I discover online that tomato juice does not work on dogs, and find a mixture that supposedly does. I run out to buy a vat of hydrogen peroxide and baking soda. Come home, get Kali in the tub and discover that, not only does she really not like being in the tub, she’s terrified of running water and keeps trying to jump out of the tub, so I have to have one hand on her at all times, just to keep her there. I mix up the magic potion and begin applying it to her as she stands in the tub - tense, shaking, miserable and trying to jump out at every opportunity. The directions called for rubber gloves, but I figured I wouldn’t be able to really feel what I was doing if I was wearing gloves, so I was doing this with my bare hands. Halfway through, my hands start to burn. I ignore it, finish up, and set the timer for 10 minutes, which is how long the dog is supposed to sit with this mixture on. I’m still forcibly holding her in the tub and trying to console her (not working) and now keep her from shaking the stuff all over the bathroom. Finally the timer goes off, and now I have to rinse her off, but we’re still dealing with the terror of running water, so that makes the rinsing fun. Then once I’ve rinsed her off, I have to wash her again, this time with dog shampoo. Now my back is starting to ache from leaning over the tub at such a weird angle, holding Kali in the tub and using the other hand to lather and rinse. Finally I get her completely rinsed off and wonder, how on earth am I going to get her out of the tub and outside without her shaking all over the house? I wrap the freshly twice-cleaned dog in a towel and carry her outside. There, she shakes and shakes and shakes and then tries to dry herself on the ground. Which (of course) is muddy. I clean the mud off her the best I can, throw her on the screen porch to dry a little more, and bring Luna in so I can go through this entire process with her. Ask me if I wore gloves this time. Right. So after I carry Luna through the house in her towel (she’s a 50-pound dog) and then wipe the mud off of her and throw her on the screen porch, Ariela says to me “Mommy, look at your hands!” They’re covered in tiny red dots, all over.

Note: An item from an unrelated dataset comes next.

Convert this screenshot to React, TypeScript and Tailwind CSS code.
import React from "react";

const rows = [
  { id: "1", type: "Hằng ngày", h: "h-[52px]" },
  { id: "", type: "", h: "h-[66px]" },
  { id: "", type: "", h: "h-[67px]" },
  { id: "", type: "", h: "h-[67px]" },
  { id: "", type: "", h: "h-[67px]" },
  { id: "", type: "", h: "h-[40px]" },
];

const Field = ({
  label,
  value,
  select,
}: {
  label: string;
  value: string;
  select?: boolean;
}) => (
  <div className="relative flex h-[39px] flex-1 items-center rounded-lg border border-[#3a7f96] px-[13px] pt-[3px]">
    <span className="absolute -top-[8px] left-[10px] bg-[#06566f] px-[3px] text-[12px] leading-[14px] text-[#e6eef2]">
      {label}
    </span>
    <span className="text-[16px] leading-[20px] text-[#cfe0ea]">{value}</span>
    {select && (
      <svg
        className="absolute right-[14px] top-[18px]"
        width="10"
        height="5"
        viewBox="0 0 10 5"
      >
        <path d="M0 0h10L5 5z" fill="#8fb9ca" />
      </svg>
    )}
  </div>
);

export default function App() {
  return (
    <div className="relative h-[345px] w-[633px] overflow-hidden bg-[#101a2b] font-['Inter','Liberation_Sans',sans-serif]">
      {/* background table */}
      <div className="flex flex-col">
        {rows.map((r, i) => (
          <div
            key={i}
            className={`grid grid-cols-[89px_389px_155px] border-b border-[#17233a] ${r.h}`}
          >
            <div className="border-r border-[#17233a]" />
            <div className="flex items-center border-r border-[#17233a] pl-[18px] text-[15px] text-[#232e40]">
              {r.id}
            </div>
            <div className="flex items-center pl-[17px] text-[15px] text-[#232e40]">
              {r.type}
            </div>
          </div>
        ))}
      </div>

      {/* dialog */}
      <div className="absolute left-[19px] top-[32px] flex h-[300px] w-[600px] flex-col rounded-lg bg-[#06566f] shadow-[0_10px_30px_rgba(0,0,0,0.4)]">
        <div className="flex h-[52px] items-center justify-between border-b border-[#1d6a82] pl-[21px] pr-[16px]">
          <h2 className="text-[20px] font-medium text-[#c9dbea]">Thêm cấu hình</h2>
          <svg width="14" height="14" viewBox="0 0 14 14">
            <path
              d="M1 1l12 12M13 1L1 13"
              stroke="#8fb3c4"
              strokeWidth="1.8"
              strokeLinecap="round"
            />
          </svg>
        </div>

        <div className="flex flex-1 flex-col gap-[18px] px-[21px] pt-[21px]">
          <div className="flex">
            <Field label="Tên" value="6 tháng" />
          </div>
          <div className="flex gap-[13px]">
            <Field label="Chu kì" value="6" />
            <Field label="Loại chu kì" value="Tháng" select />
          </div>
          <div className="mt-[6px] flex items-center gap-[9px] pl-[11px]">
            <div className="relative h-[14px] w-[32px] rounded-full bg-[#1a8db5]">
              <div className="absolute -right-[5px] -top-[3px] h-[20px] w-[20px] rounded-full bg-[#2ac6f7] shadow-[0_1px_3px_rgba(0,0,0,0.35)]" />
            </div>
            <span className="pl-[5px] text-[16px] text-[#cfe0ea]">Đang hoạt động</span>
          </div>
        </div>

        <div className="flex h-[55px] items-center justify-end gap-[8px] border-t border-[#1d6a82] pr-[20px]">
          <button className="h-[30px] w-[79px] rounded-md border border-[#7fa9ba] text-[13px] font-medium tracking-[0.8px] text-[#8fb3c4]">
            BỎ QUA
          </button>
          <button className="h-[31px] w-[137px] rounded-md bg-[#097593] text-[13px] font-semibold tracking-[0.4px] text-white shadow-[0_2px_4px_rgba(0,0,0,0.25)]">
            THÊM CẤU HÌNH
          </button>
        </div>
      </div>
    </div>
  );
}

I wash them the best I can and put on a good hand cream and that seems to help.
Then I went out to by presents for a baby shower I was attending the next day, picked up a pizza, came home, got the kids dressed and we all went to see the Spanish Dance version of the Nutcracker (the nutcracker was a bullfighter and the rat king was a bull) and then returned my parents’ dog.
The solution seems to have mostly done the trick, although there are faint remnants of skunk still on my dog and Kali is a little worse, since she took the brunt of the hit (stupid dog) - but who cares; she's at my parents' house now. The house smells a lot better and my hands are OK. Ariela is feeling better; seems to have been just a case of the midnight vomits. The moral of the story is…there is no damn moral.
Well, according to Dvorah, the moral is this: If you see a black and white “dog” with a big fluffy tail, don’t ever stick your nose in its butt.